Our socioeconomic model is an ego-system

The main problem with the current socioeconomic model is that it does not take into account the impact of its actions on other systems, causing all those issues mentioned at the beginning. And who is responsible for this? Well, if we analyze it in terms of a system, we find that the components that make up the current socioeconomic model are people. And the structures that give order to the system are our relationship models. And what is the purpose of the system? What are the processes that define its behavior? Who defines them? In the current socioeconomic model, the processes are created by very small and well organized groups (lobbies), with their own interests, which they systematically impose on other groups that, due to their size and asymmetry, can’t effectively organize (citizens, consumers, etc.). This centralization of power ends up with a purpose that does not represent the common good, and, what’s worse, is generally unknown.

In this situation, in which we the people are not aware of the purpose of the systems nor the negative consequences it produces, we live in a kind of nebulous flow that takes us surreptitiously towards a destination we do not choose. In this progression, we do not make decisions consciously, but we inevitably make them unconsciously. Or, as happens in this case, the decision-maker is the collective unconsciousness, accepting what the model prescribes, which means following a route set out by the lobbies. The result is that this unconsciousness creates hidden dynamics that come to be materialized in reality as negative consequences, such as those mentioned before. The big problem that underlies this situation is that, since we’re not aware that we’re connected, we don’t think about the complexity of the relationships between systems or their impact. All this leads to a conclusion that has to be faced sooner or later, and that is that the people responsible for the negative consequences of the current socioeconomic model are the unconscious people. And if we don’t do something soon, the system will collapse in order to re-arrange itself once again.

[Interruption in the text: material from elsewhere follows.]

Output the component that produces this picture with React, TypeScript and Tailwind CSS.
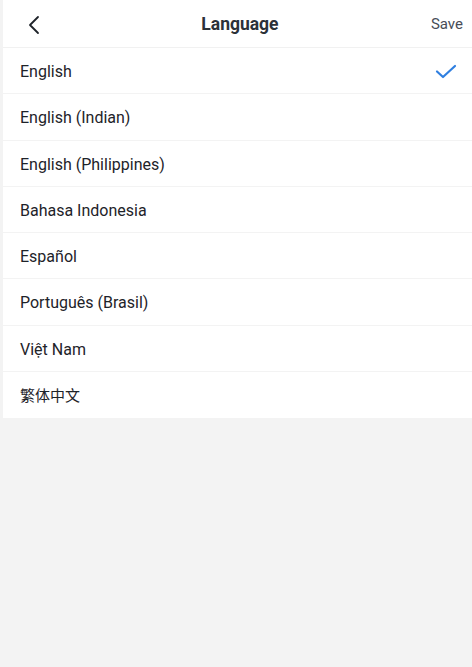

The current alienating situation

But how did we get here? This is actually a normal situation in the process of social evolution. Experts say that social progress is the result of the interaction between the social challenges that arise and the solutions to them. When social powers can’t give creative responses to challenges, there is a replacement of structures, where new ones substitute the obsolete ones. These changes never happen gradually, but rather usually abruptly. That is to say, the system balances itself out when the common purpose does not represent the vast majority. And we are now in that precise moment, with challenges that the current socioeconomic model cannot solve, and wherein new structures are emerging.

The structures that need to be modernized, that is, the ways that we related to one another until now, are the fruit of several social evolution processes that are heavily marked by the industrial revolution. A clear example of that is education. Schools and universities are designed to produce people who respond to the needs of companies, rather than to the needs of society. That’s why there’s so much emphasis placed on learning scientific subjects to the detriment of the arts or humanities, where people who possess deep knowledge of one specific subject while having a limited view of society and relationships.

These people will then go into companies where the best will rise through the ranks to accumulate status and money, the symbols of success of this model. Those who are less well adapted to the companies’ demands will have to settle for dedicating a set number of hours a day to doing a job the management wants in exchange for a salary to live on. The companies themselves compete amongst themselves for shares in markets that quickly get saturated, without bearing in mind the collateral effects of this on the planet or on society. All of these attitudes have something in common: an egocentric viewpoint that prioritizes the benefit of the individual, or the company, forgetting the remaining components of the system. And this inertia will continue until the consequences of the model affect the most developed countries. While the secondary effects occur far away in space and time, we will continue on, immobile and unconscious, accepting the alienating and egocentric character of our modus vivendi as normal. That is, we’ll continue living in the nebulous flow.

A new vision: startups as change makers

So what’s the solution? The solution is a socioeconomic model with a systemic viewpoint, that bears in mind all the components of the system and their relationships. That is, how we relate with ourselves, with others, with the community we live in, and with the planet. Only by keeping everything in mind will we be able to transcend the current socioeconomic model, correcting the collateral effects and building a model that guarantees the common good and sustainability.

However, to build this new world, we have to wake up. We have to look up and be aware that we belong to a system in which we necessarily have to relate with one another, and collaborate with others to make the system sustainable. Unfortunately, this process only occurs in one of two ways: either people go through a life experience which forces them to look deep inside themselves, which almost always brings with it a complete reordering of values which then leads one to search for alternatives to the current model; or, they received an alternative-style education and/or possess a special sensibility and insight that allows them to perceive this new paradigm intuitively. The rest will only be mobilized when the first create a new model that makes the old one obsolete or the system collapses.

In this sense, many of us entrepreneurs want to create a culture that favors autonomy, evolution, and the purpose of the people who make up our startup. Nevertheless, if we’re able to widen our horizons, we can achieve so much more. We can participate in this change, and build a socioeconomic model that’s fairer and more sustainable. To get it, we must transcend the status quo and design a new company paradigm with a systemic viewpoint. If we do this, the startups we create today will be the organizations of the future, with projects specialized in different domains and oriented to the common good. Professionals will be conscious people who will choose these organizations according to their purpose and values, and they will get involved with them by collaborating and contributing value, while at the same time developing their skills and vocation. They will be sustainable systems, truly based on people who relate completely naturally will other systems to create synergies. Bur for that, we must first face the biggest challenge of them all, evolving the way we relate; that is, evolving the human race. And there is no doubt in my mind that this is the most disruptive innovation possible, because, in the end, it’s the one that leads to all the rest.


1. Authors Otto Scharmer and Katrin Kaufer describe, in great detail, what they call version 3.0 of the socioeconomic model. In this paragraph, I briefly highlight the most relevant points.